4. Beoordeling van het middel
4.1. Het middel klaagt ten eerste over het hiervoor in 3.2 weergegeven oordeel van het Hof inzake het begrip ‘internationaal verkeer’ in artikel 3, lid 1, aanhef en letter h, van het Verdrag. Het Hof heeft miskend dat uit de context van die bepaling volgt dat zij niet van toepassing is op artikel 14, lid 3, van het Verdrag, aldus het middel.
Het middel komt ook op tegen het hiervoor in 3.3 weergegeven oordeel van het Hof. Daartoe doet het een beroep op paragraaf 9 van het commentaar op artikel 15 van het OESOmodelverdrag 2005 en de totstandkomingsgeschiedenis van het Verdrag.
4.2. De eerste klacht faalt op de gronden uiteengezet in de onderdelen 7.4 tot en met 7.7 van de conclusie van de Advocaat-Generaal.

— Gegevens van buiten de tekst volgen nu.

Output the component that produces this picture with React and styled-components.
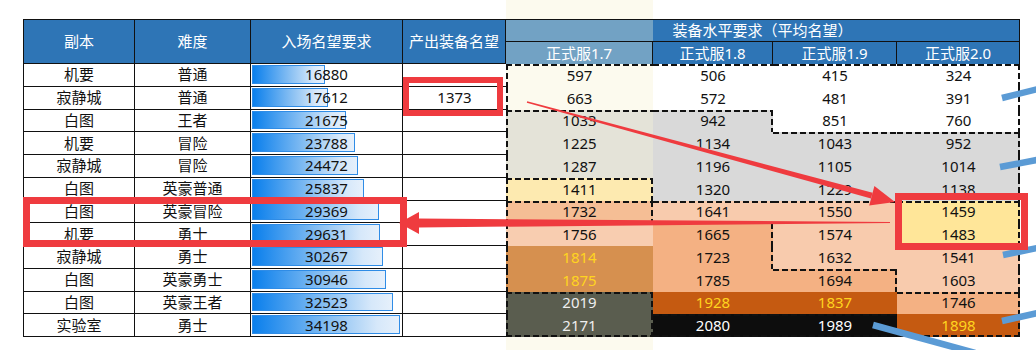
import React from 'react';
import styled, { createGlobalStyle, css } from 'styled-components';

const GlobalStyle = createGlobalStyle`
  body {
    margin: 0;
    background: #fff;
    font-family: "Noto Sans", "Noto Sans CJK SC", sans-serif;
  }
`

const Page = styled.div`
  position: relative;
  width: 1036px;
  height: 350px;
  overflow: hidden;
  background: linear-gradient(90deg, #fff 506px, #fcfaee 506px, #fcfaee 653px, #fff 653px);
`

const Sheet = styled.div`
  display: grid;
  grid-template-columns: 112px 116px 152px 103px 147px 120px 124px 123px;
  grid-template-rows: 23px 22px repeat(12, 22.75px);
  margin: 19px 0 0 23px;
  width: 997px;
  color: #111;
`

const Cell = styled.div`
  box-sizing: border-box;
  display: flex;
  align-items: center;
  justify-content: center;
  font-size: 15px;
  line-height: 1;
  white-space: nowrap;
`

const HeadCell = styled(Cell)`
  grid-row: span 2;
  background: #2e75b6;
  color: #fff;
  border: 1px solid #111;
  border-left-width: ${p => (p.$first ? '1px' : '0')};
`

const GroupHead = styled(Cell)`
  grid-column: span 4;
  color: #fff;
  background: linear-gradient(90deg, #72a2c4 147px, #2e75b6 147px);
  border-top: 1px solid #111;
  border-right: 1px solid #111;
  border-bottom: 1px solid #111;
`

const SubHead = styled(Cell)`
  color: #fff;
  background: ${p => p.$bg};
  border-right: 1px solid #111;
`

const LeftCell = styled(Cell)`
  background: #fff;
  border-bottom: 1px solid #111;
  border-right: ${p => (p.$last ? '0' : '1px solid #111')};
  border-left: ${p => (p.$first ? '1px solid #111' : '0')};
`

const BarCell = styled(LeftCell)`
  display: grid;
  grid-template-columns: 100%;
  grid-template-rows: 100%;
  justify-content: stretch;
  align-items: stretch;
  justify-items: center;
`

const Bar = styled.div`
  grid-area: 1 / 1;
  justify-self: start;
  box-sizing: border-box;
  margin: 1px 0 2px 1px;
  border: 1px solid #2f8ce6;
  background: linear-gradient(90deg, #0a7fec 0%, #8fc3f3 55%, #d6e8fa 85%, #e6f0fb 100%);
`

const BarText = styled.span`
  grid-area: 1 / 1;
  align-self: center;
`

const dashH = pos => `repeating-linear-gradient(90deg, #111 0 6px, transparent 6px 9px) ${pos} left / 100% 2px no-repeat`
const dashV = pos => `repeating-linear-gradient(180deg, #111 0 6px, transparent 6px 9px) top ${pos} / 2px 100% no-repeat`

const edgeLayers = e => {
  const l = []
  if (e.includes('t')) l.push(dashH('top'))
  if (e.includes('b')) l.push(dashH('bottom'))
  if (e.includes('l')) l.push(dashV('left'))
  if (e.includes('r')) l.push(dashV('right'))
  return l
}

const LevelCell = styled(Cell)`
  color: ${p => p.$fg};
  ${p => {
    const layers = edgeLayers(p.$edges)
    return css`
      background: ${[...layers, p.$bg].join(', ')};
    `
  }}
`

const colors = {
  W: '#ffffff', C: '#fcfaee', G: '#d9d9d9', GG: '#e4e3d8', LY: '#fdeab0',
  Y: '#ffe699', LP: '#f8cbad', P: '#f4b183', P0: '#f5be95', LP0: '#f8cdb0',
  OB: '#d6904f', DO: '#c55a11', OL: '#5a5d4f', K: '#0d0d0d',
}

const textColor = key => {
  if (key === 'OB' || key === 'DO') return '#ffd41f'
  if (key === 'OL') return '#eeeeee'
  if (key === 'K') return '#ffffff'
  return '#111'
}

const rows = [
  ['机要', '普通', 16880, '', [597, 506, 415, 324]],
  ['寂静城', '普通', 17612, '1373', [663, 572, 481, 391]],
  ['白图', '王者', 21675, '', [1033, 942, 851, 760]],
  ['机要', '冒险', 23788, '', [1225, 1134, 1043, 952]],
  ['寂静城', '冒险', 24472, '', [1287, 1196, 1105, 1014]],
  ['白图', '英豪普通', 25837, '', [1411, 1320, 1229, 1138]],
  ['白图', '英豪冒险', 29369, '', [1732, 1641, 1550, 1459]],
  ['机要', '勇士', 29631, '', [1756, 1665, 1574, 1483]],
  ['寂静城', '勇士', 30267, '', [1814, 1723, 1632, 1541]],
  ['白图', '英豪勇士', 30946, '', [1875, 1785, 1694, 1603]],
  ['白图', '英豪王者', 32523, '', [2019, 1928, 1837, 1746]],
  ['实验室', '勇士', 34198, '', [2171, 2080, 1989, 1898]],
]

const fills = [
  ['C', 'W', 'W', 'W'],
  ['C', 'W', 'W', 'W'],
  ['GG', 'G', 'W', 'W'],
  ['GG', 'G', 'G', 'G'],
  ['GG', 'G', 'G', 'G'],
  ['LY', 'G', 'G', 'G'],
  ['P0', 'LP', 'LP', 'Y'],
  ['LP0', 'P', 'LP', 'Y'],
  ['OB', 'P', 'LP', 'LP'],
  ['OB', 'P', 'P', 'LP'],
  ['OL', 'DO', 'DO', 'P'],
  ['OL', 'K', 'K', 'DO'],
]

// dashed outlines of the shaded zones
const edges = [
  ['t', 't', 't', 't'],
  ['', '', '', ''],
  ['t', 'tr', '', ''],
  ['', '', 't', 't'],
  ['', '', '', ''],
  ['tr', '', '', ''],
  ['tr', 't', 't', 't'],
  ['', 'r', '', ''],
  ['', 'r', '', ''],
  ['', '', 'tr', ''],
  ['tr', '', '', 't'],
  ['r', 't', 't', ''],
]

const edgeFor = (r, c) => {
  let e = edges[r][c]
  if (c === 0) e += 'l'
  if (c === 3) e += 'r'
  if (r === 11) e += 'b'
  return e
}

const MAX = 34198

const Overlay = () => (
  <svg
    width="1036"
    height="350"
    viewBox="0 0 1036 350"
    style={{ position: 'absolute', left: 0, top: 0, pointerEvents: 'none' }}
  >
    <g stroke="#5b9bd5" strokeWidth="6.5" strokeLinecap="butt">
      <line x1="1002" y1="98" x2="1042" y2="88" />
      <line x1="1000" y1="167" x2="1042" y2="159" />
      <line x1="1003" y1="255" x2="1042" y2="247" />
      <line x1="1002" y1="321" x2="1042" y2="312" />
      <line x1="873" y1="325" x2="975" y2="353" />
    </g>
    <g fill="none" stroke="#ef3b3f">
      <rect x="406" y="80" width="94" height="33" strokeWidth="6" />
      <rect x="26.5" y="200.5" width="377" height="43" strokeWidth="7" />
      <rect x="898.5" y="196.5" width="126" height="50" strokeWidth="7" />
    </g>
    <g fill="#ef3b3f">
      <polygon points="527.2,101.3 872.6,192.8 871,198.6 526.8,102.7" />
      <polygon points="874.4,186 895,202 869.2,205.4" />
      <polygon points="418,218.5 890,222 890,223 418,227.5" />
      <polygon points="419,212 399,223 419,234" />
    </g>
  </svg>
)

const App = () => {
  return (
    <Page>
      <GlobalStyle />
      <Sheet>
        <HeadCell $first>副本</HeadCell>
        <HeadCell>难度</HeadCell>
        <HeadCell>入场名望要求</HeadCell>
        <HeadCell>产出装备名望</HeadCell>
        <GroupHead>装备水平要求（平均名望）</GroupHead>
        <SubHead $bg="#72a2c4">正式服1.7</SubHead>
        <SubHead $bg="#2e75b6">正式服1.8</SubHead>
        <SubHead $bg="#2e75b6">正式服1.9</SubHead>
        <SubHead $bg="#2e75b6">正式服2.0</SubHead>
        {rows.map(([dungeon, level, need, gear, levels], r) => (
          <React.Fragment key={r}>
            <LeftCell $first>{dungeon}</LeftCell>
            <LeftCell>{level}</LeftCell>
            <BarCell>
              <Bar style={{ width: `${(need / MAX) * 148}px` }} />
              <BarText>{need}</BarText>
            </BarCell>
            <LeftCell $last>{gear}</LeftCell>
            {levels.map((v, c) => (
              <LevelCell
                key={c}
                $bg={colors[fills[r][c]]}
                $fg={textColor(fills[r][c])}
                $edges={edgeFor(r, c)}
              >
                {v}
              </LevelCell>
            ))}
          </React.Fragment>
        ))}
      </Sheet>
      <Overlay />
    </Page>
  )
}

export default App;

De tweede klacht faalt op de gronden uiteengezet in de onderdelen 8.3 tot en met 8.6 van die conclusie.
5. Proceskosten
De Hoge Raad ziet geen aanleiding voor een veroordeling in de proceskosten.
6. Beslissing
De Hoge Raad verklaart het beroep in cassatie ongegrond.
Dit arrest is gewezen door de vice-president R.J. Koopman als voorzitter, en de raadsheren J. Wortel, M.T. Boerlage, P.A.G.M. Cools, en A.E.H. van der Voort Maarschalk, in tegenwoordigheid van de waarnemend griffier F. Treuren, en in het openbaar uitgesproken op 23 juni 2023.